At a press conference yesterday, Mr Burt confirmed that a cybersecurity incident response team was “absolutely” in place now, after national security minister Michael Weeks told Parliament in June that the island needed a specific task force.
He added: “We have been following the instant response plan that they have.”
Mr Burt was upbeat on the island’s recovery, saying the Government’s main phone switchboard would “certainly” be back online by Monday at the latest, and the E1 system handling government finances was “not impacted” in the attack.
The Transport Control Department was a priority, given the imminent end of the month, but vehicles were being relicensed, albeit manually.
The Premier emphasised that many details could not be divulged at present, as “we must assume that the persons who attacked the Government of Bermuda are listening to my comments”.
In that vein, Mr Burt declined to reveal the outside assistance brought in, saying it might alert the hostile groups as to the nature of the island’s restoration work.
However, he said the Government would be “completely transparent” once the investigation and forensic audit was finished.
“At the end, when we get system restoration, I have no doubt there will be an inquiry in Parliament.”
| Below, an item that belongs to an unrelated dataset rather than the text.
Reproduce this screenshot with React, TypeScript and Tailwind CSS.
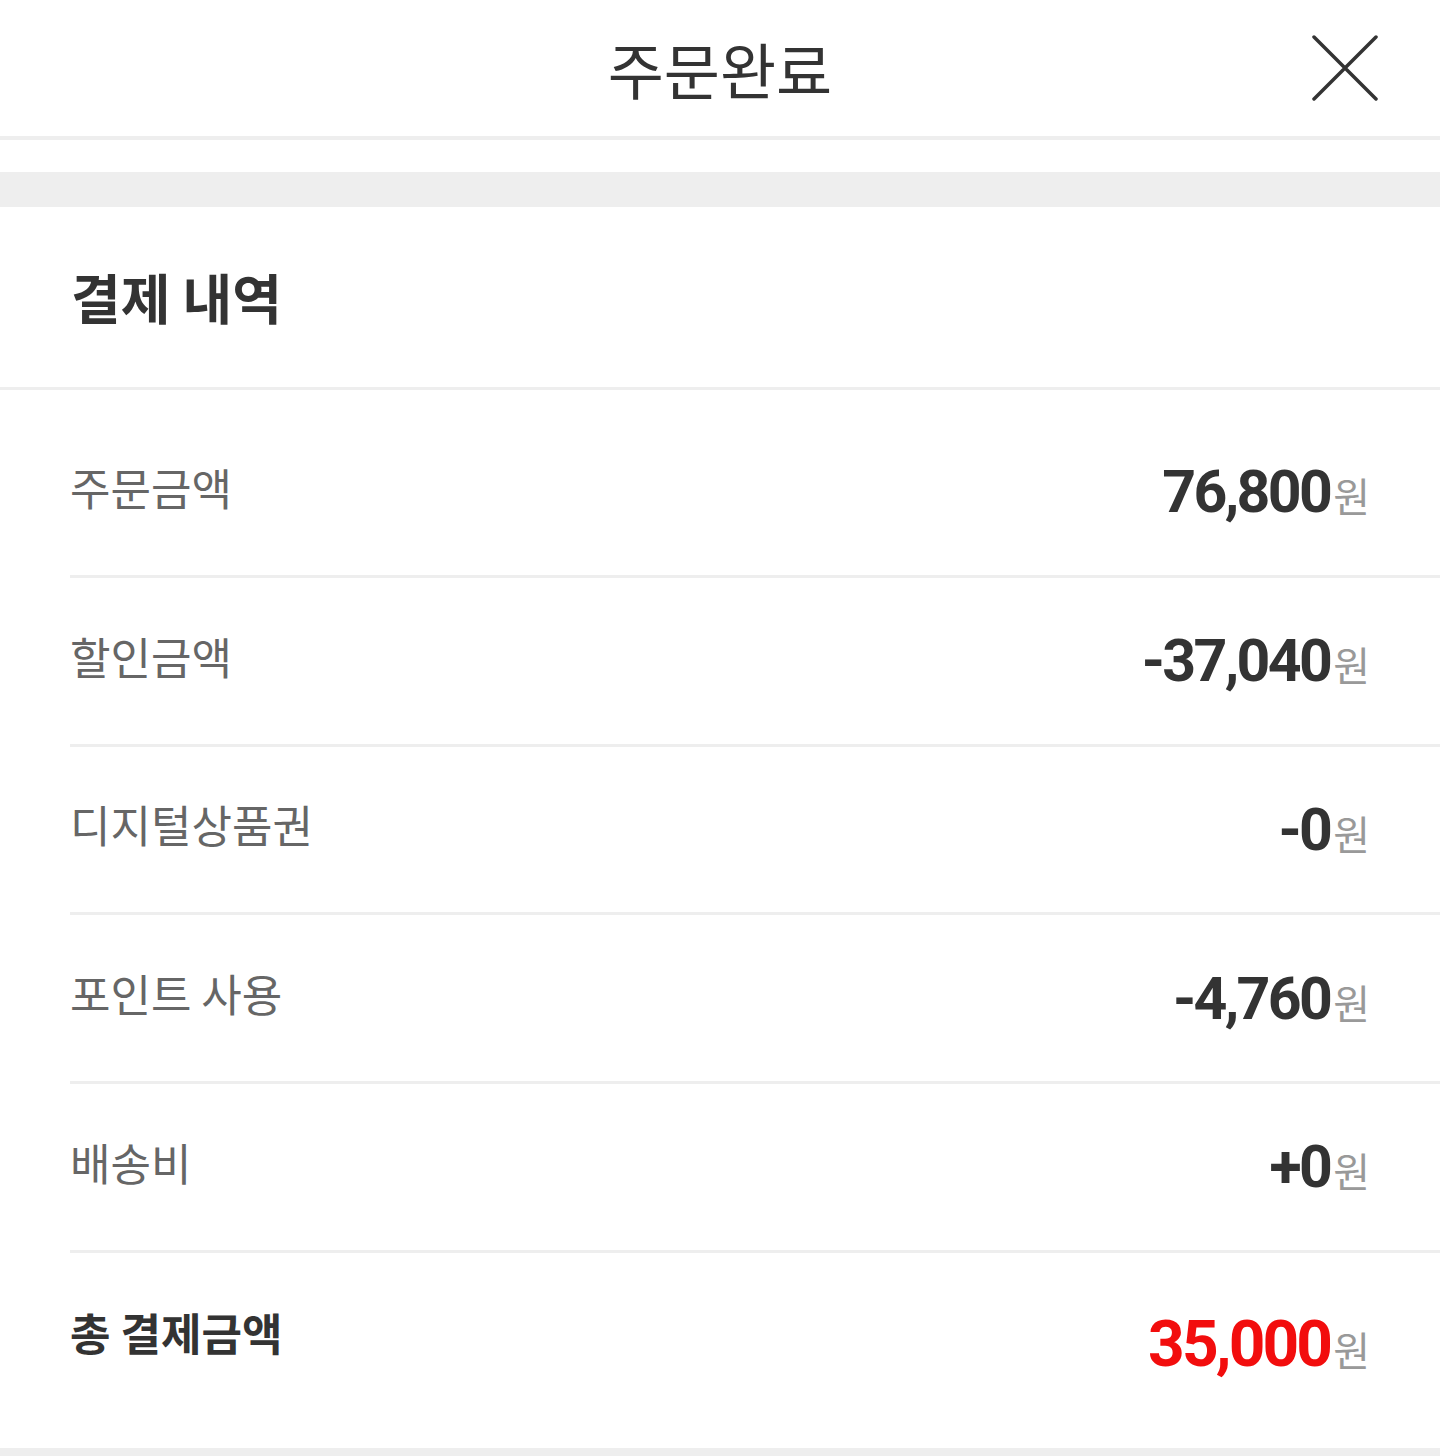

Extra costs incurred through the use of external consultants, and the likelihood Cabinet would need additional capital to “bolster our defences”, meant details on spending would have to be reported in the House of Assembly.
Mr Burt also revealed that the Government had doubled its spending on cybersecurity from “about three years ago”.
Asked about past attacks, he said the Government “subjected to a number of attacks just like any other business in Bermuda” but that they were growing “more complex and sophisticated”.
He said the IT system was put through stress tests on “a regular basis” but added: “We have to remember, stress tests are focused on external threats, the old type of threat.”
Mr Burt said the new threats employed social engineering tactics to deceive people into divulging information “to get through the back door”.
“This was something set up to spread through the network, sent out at night when people were leaving.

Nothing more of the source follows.